367 reviews13 followers
August 26, 2018
Wow. I just learned something about my dad. His traumatic childhood was part of a recognised collective experience. My dad is a Forgotten Australian. I've just finished this book and I am sitting here, on the verge of tears, with a whole new understanding of my world and my past. I wish you could have read this book, dad. I'm so glad I did. Thanks Dr Gregory Smith for writing about something that history has tried to sweep away. There is a legacy that can not be swept away. Thank you for recognising that. I'm going to recommend this book to my whole family.
Profile Image for Carmel.
354 reviews5 followers
February 8, 2019
I’m lost for words. An almost unbelievable account of a traumatic life. Australia’s institutions and the legalized drug of alcohol have a lot to answer for!

There is something very ironic when a man who called himself Will Power as a recluse uses every ounce of willpower to turn his life around so dramatically. Lots of sadness in this book - the abuse suffered is horrific - but I’m incredulous at the direction Gregory’s life took after he made the decision to rejoin society. He has given more to our society than most people would in their lifetime.

I’m so glad I’ve read this story. What an amazing person. I would have been so scared if I had ever met him on the street but as he said in his story - he would of been more scared of me!
Profile Image for Sharon Metcalf.
754 reviews204 followers
January 24, 2025
What an utter shock it was for me to finish Out of the Forest and find myself almost tearing up and feeling such huge admiration for the author. Not only that, but I've thought of this book often for a week since finishing it. The reason I am so surprised by this is that for the first half of the memoir I had to force myself to keep listening. I did not like the man at the centre of the story, Gregory P Smith. I didn't appreciate his behavior. I disliked his life choices and the way he lived his life - almost intentionally destroying every opportunity handed to him - and I did not respect his lifestyle.
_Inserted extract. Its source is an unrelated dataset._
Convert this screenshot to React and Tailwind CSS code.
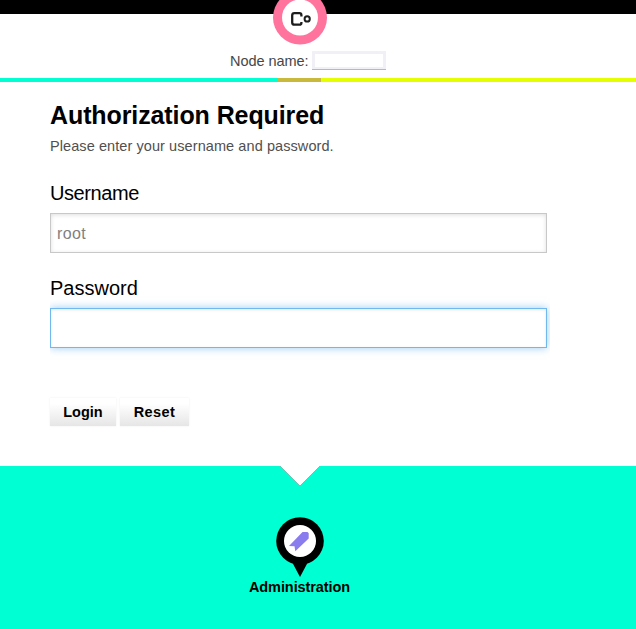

For a person who thinks of herself as empathetic and not really judgmental, I couldn't believe how lacking in empathy I was.

Gregory P Smith was raised in a volatile home where domestic violence was a daily occurrence and alcoholism was rife. As young children, he and his four sisters were unceremoniously dumped at an orphanage for a couple of years where they were separated, and Gregory was mistreated (sexually abused). He had dreadful self-esteem, and wanting to escape the abuse he continued to run away. Being on the run often meant he found himself stealing, going hungry, and was certainly not developing meaningful relationships with anyone. As he got older his avoidance of relationships with other people, meant he often let down the few people who really tried to reach out and offer help. As he got older, he also discovered that alcohol and drugs were a great way to numb the pain of life, but he was an aggressive drunk. He would go out of his way to have a fight (learnt behavior from his father no doubt). Eventually, he was sleeping on the streets and this really only served to further separate him from "normal" society.

Writing that paragraph, I have nothing but empathy for any child who has to endure a life like that. How was I so dispassionate about it when I was reading his story?

I realise that in writing the memoir, Gregory P Smith had a choice. He could have played the sympathy and pity cards, but instead he chose not to give us the rose coloured glasses version of his life. We got it warts and all, and quite likely made himself sound less likeable than he was in reality. However, in doing so, it only served to make my change in opinion about the author all the more remarkable. Before I started reading, I knew he went off grid and spent a decade in the forest. I mean it was in the blurb so that's not a spoiler. However, I kind of imagined a clean-living man who really sorted himself out whilst he was amongst nature for all those years. In reality, he didn't make it sound that way. He grew his own drugs, most of which he ate or smoked - ingested in some way - the rest of which he sold to ensure he had some basic necessities. He also did not give up the grog but instead found a way to make his own and he found a more than adequate supply of magic mushrooms. In short, his physical and mental health declined to the point where he realised his life was likely to end quite soon if he didn't come out of the forest.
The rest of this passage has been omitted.